On Computer A I have CentOS 5.3 running as the host and have virtualized windows 2003 servers for a primary domain controller, a backup domain controller and an exchange server. The primary domain controller also acts as a WINS and dns server. The windows domain appears on a separate subnet from my company's corporate network. Connectivity to any of the virtualized guests on Computer A is fine (remote desktop, ping, what have you).

I have another host computer (Computer B) that also has a virtualized Windows 2003 server guest that is part of the same domain. However, connectivity to that guest is flaky at best. I continuously get at least 60% packet loss when I try to ping the guest, and due to that flakiness I can not access any of the services that it runs (remote desktop, web).

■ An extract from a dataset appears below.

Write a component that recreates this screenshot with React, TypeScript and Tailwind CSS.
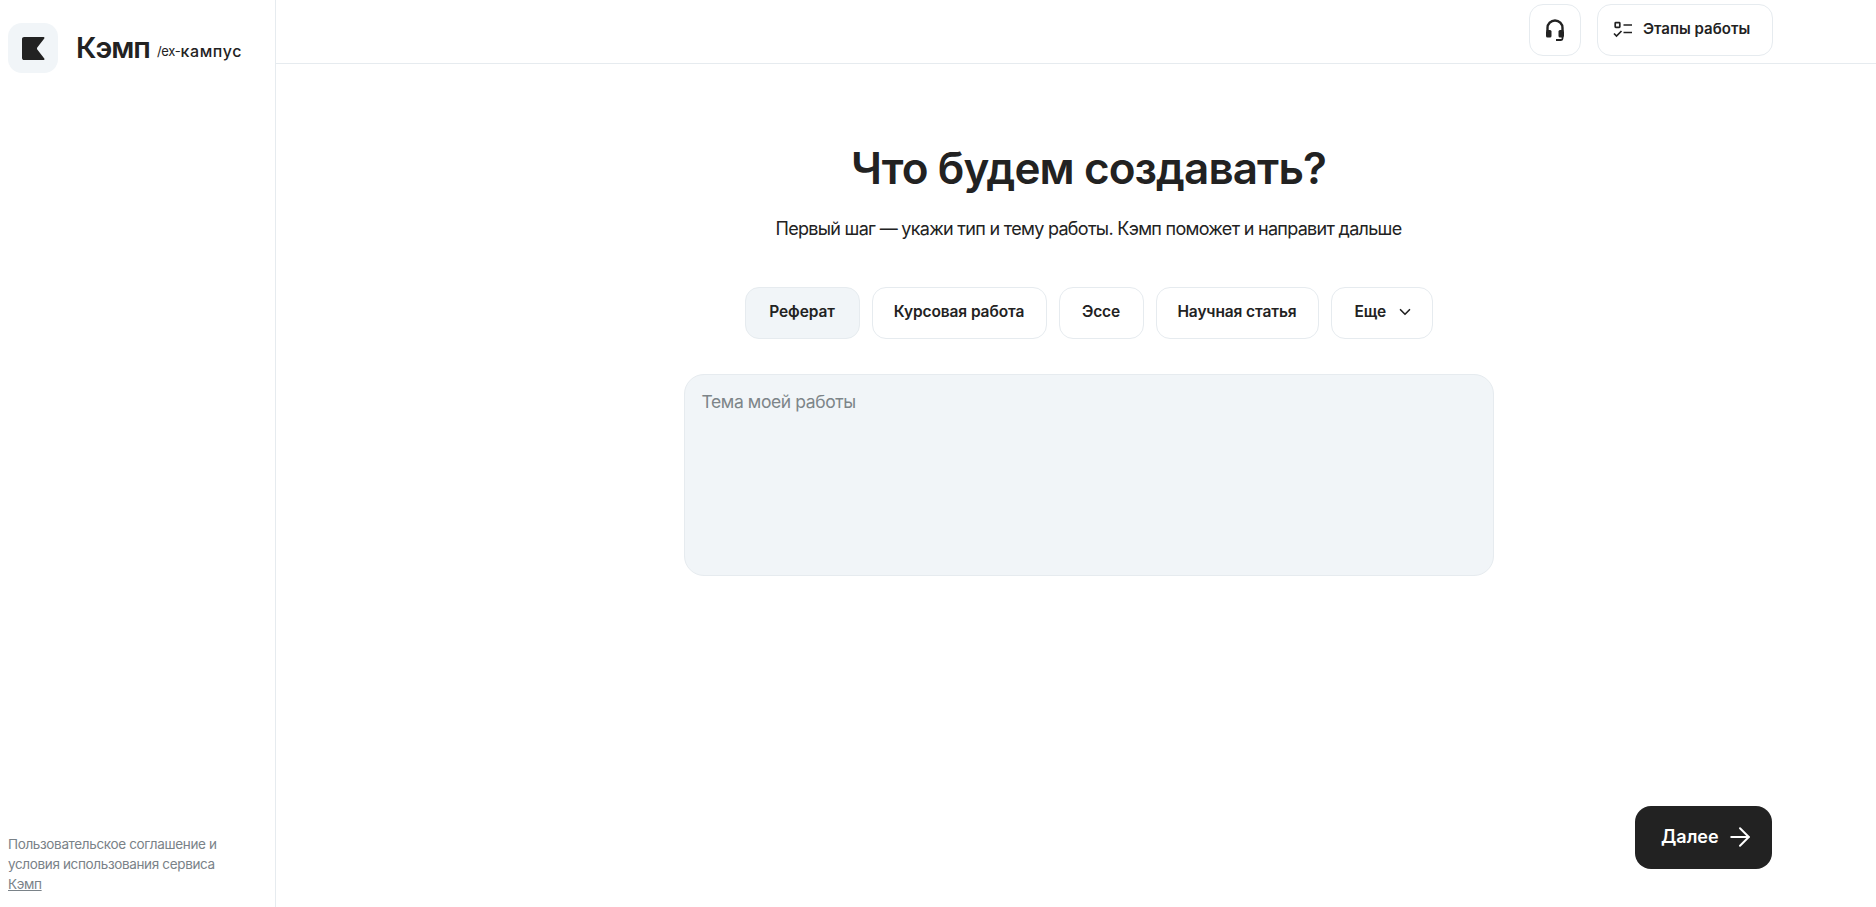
import { ArrowRight, ChevronDown } from "lucide-react";

const chips = [
  { label: "Реферат", width: "w-[115px]" },
  { label: "Курсовая работа", width: "w-[175px]" },
  { label: "Эссе", width: "w-[85px]" },
  { label: "Научная статья", width: "w-[163px]" },
];

function Logo() {
  return (
    <svg viewBox="0 0 22 22" className="w-[23px] h-[23px]" fill="#222222">
      <path d="M2 0h18.6c0.8 0 1.2 0.9 0.7 1.5L14.8 9.8c-0.6 0.7-0.6 1.7 0 2.4l6.5 8.3c0.5 0.6 0.1 1.5-0.7 1.5H2c-1.1 0-2-0.9-2-2V2c0-1.1 0.9-2 2-2z" />
    </svg>
  );
}

function Headset() {
  return (
    <svg viewBox="0 0 20 22" className="w-[20px] h-[22px]" fill="none">
      <path d="M2.5 12V9a7.5 7.5 0 0 1 15 0v3" stroke="#222222" strokeWidth="2.4" />
      <rect x="1" y="11" width="5.5" height="7.5" rx="1.5" fill="#222222" />
      <rect x="13.5" y="11" width="5.5" height="7.5" rx="1.5" fill="#222222" />
      <path d="M17.5 18v1.5c0 .8-.6 1.5-1.5 1.5h-5" stroke="#222222" strokeWidth="1.8" />
    </svg>
  );
}

function Steps() {
  return (
    <svg viewBox="0 0 20 18" className="w-[20px] h-[18px]" fill="none" stroke="#222222" strokeWidth="1.7">
      <rect x="2.2" y="1.7" width="4.6" height="4.6" rx="0.6" />
      <path d="M10.5 4h8.5M10.5 11.5h8.5" />
      <path d="M1 12.5l2.5 2.5L8.5 10" />
    </svg>
  );
}

export default function App() {
  return (
    <div className="flex h-[907px] bg-white text-[#222222] font-['Inter',sans-serif] overflow-hidden">
      <aside className="w-[276px] shrink-0 border-r border-[#e6ebef] flex flex-col justify-between pl-2 pt-[23px] pb-[13px]">
        <div className="flex items-center">
          <div className="w-[50px] h-[50px] rounded-[14px] bg-[#f1f5f8] flex items-center justify-center">
            <Logo />
          </div>
          <span className="ml-[18px] mb-[2px] text-[29px] leading-none font-semibold tracking-[-1px]">Кэмп</span>
          <span className="ml-[7px] mt-[6px] text-[13px] leading-none tracking-[-0.3px]">/ex-</span>
          <span className="mt-[6px] text-[16px] leading-none font-medium tracking-[0.6px]">кампус</span>
        </div>
        <p className="text-[13.5px] leading-[20px] text-[#7a8288] w-[225px] tracking-[-0.35px]">
          Пользовательское соглашение и условия использования сервиса{" "}
          <a className="underline">Кэмп</a>
        </p>
      </aside>

      <main className="flex-1 flex flex-col">
        <header className="h-[64px] shrink-0 border-b border-[#e6ebef] flex items-start justify-end gap-4 pt-1 pr-[103px]">
          <button className="w-[52px] h-[52px] rounded-[14px] border border-[#e6ebef] flex items-center justify-center">
            <Headset />
          </button>
          <button className="w-[176px] h-[52px] rounded-[14px] border border-[#e6ebef] flex items-center pl-[15px] gap-[10px] text-[15px] font-semibold">
            <Steps />
            <span className="mb-[2px]">Этапы работы</span>
          </button>
        </header>

        <div className="flex-1 flex flex-col items-center pl-[25px]">
          <h1 className="mt-[78px] text-[44px] leading-[52px] font-semibold tracking-[-0.9px]">Что будем создавать?</h1>
          <p className="mt-[23px] text-[18px] leading-[24px] tracking-[-0.7px]">
            Первый шаг — укажи тип и тему работы. Кэмп поможет и направит дальше
          </p>
          <div className="mt-[46px] flex gap-3 items-center">
            {chips.map((c, i) => (
              <button
                key={c.label}
                className={
                  c.width +
                  " h-[52px] pb-[2px] rounded-[14px] border border-[#e6ebef] text-[15.5px] font-semibold tracking-[-0.1px] " +
                  (i === 0 ? "bg-[#f1f5f8]" : "bg-white")
                }
              >
                {c.label}
              </button>
            ))}
            <button className="w-[102px] h-[52px] pb-[2px] pl-[23px] rounded-[14px] border border-[#e6ebef] text-[15.5px] font-semibold tracking-[-0.1px] flex items-center gap-[10px]">
              Еще
              <ChevronDown className="w-[18px] h-[18px]" strokeWidth={2.2} />
            </button>
          </div>
          <textarea
            className="mt-[35px] w-[810px] h-[202px] rounded-[20px] border border-[#e6ebef] bg-[#f1f5f8] px-[17px] py-[14px] text-[17.5px] leading-[26px] tracking-[-0.4px] outline-none resize-none placeholder:text-[#7d8589]"
            placeholder="Тема моей работы"
          />
        </div>

        <div className="flex justify-end pr-[104px] pb-[38px]">
          <button className="w-[137px] h-[63px] pb-[2px] pl-[26px] rounded-[16px] bg-[#222222] text-white flex items-center gap-[6px] text-[18px] font-semibold">
            Далее
            <ArrowRight className="w-[30px] h-[30px]" strokeWidth={1.6} />
          </button>
        </div>
      </main>
    </div>
  );
}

Now here's the interesting part. It seems to affect only machines running on a different computer than the domain controller that are in the same domain. On Computer B there is another Windows 2003 guest that is not part of the test domain and is on my corporate network. There's no connectivity issues with that guest machine.

The problem does not seem to be specific to Computer B either. I created a test VM on my local computer within the test domain and it exhibits the same behaviour as the guest in Computer B.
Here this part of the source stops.